Love never esteems itself. That does not mean it is weak or gets walked on. It does not mean it is never about you. It is one of those odd contradictions we walk only in the wisdom of God. But love does not hinge on us. We are not the point.  

Consider Paul’s Example

Paul knew who he was in Christ. He stood assured in the power of the resurrection, the promise of eternity with God. He knew he was totally forgiven for his mistakes. Paul spoke with great conviction and authority, and yet he was humble. It was never about Paul. He was secure in his identity as Christ’s beloved and so did not need to make his life about his ministry, letters, appeal, etc. 

That is the heart of this. My identity does not come from being loved. My worth is not tied to how D responds or the approval of others. It is nice, of course, but it is not how I am filled.

If we have our eyes on the right thing then we will walk free from the need for approval, which means we will be free from the temptation to boast or be arrogant. I do not need to point out how amazing I am and all that I do because of my love. I do not need to draw attention for validation and to feel valued.

In reality, all we have and do should be held in light of the cross and that perspective will keep us humble and open. 

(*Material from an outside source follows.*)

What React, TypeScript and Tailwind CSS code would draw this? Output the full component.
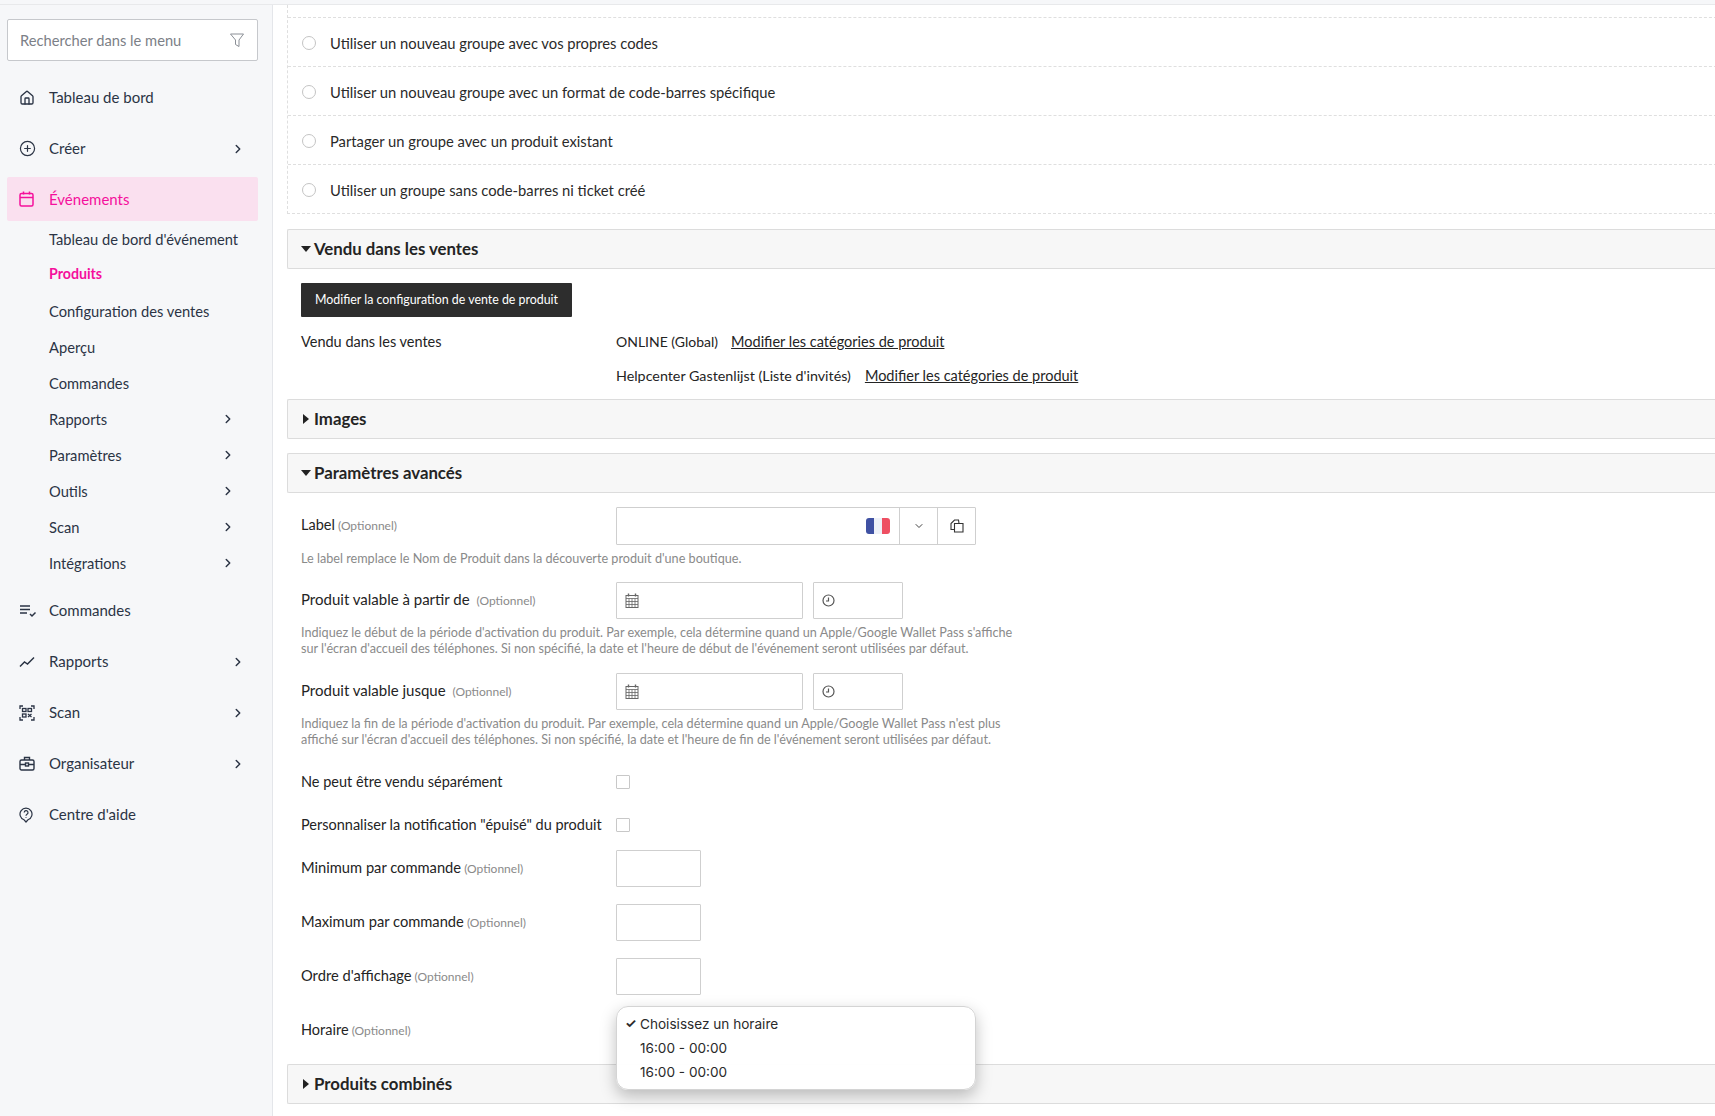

My stepdaughter got married over the summer. At dinner with her husband, they asked for our advice. I told them – it’s not about you. It’s not about giving only when you get. Don’t keep score. Don’t determine what you will give or do based on what he gives or does. With love, you go first. You make the first move. After a fight, be the one to go back and reach for his hand. When you do not want to – make a move of love. 

“Love gives itself no airs,” Moffatt said. So, let it be with us.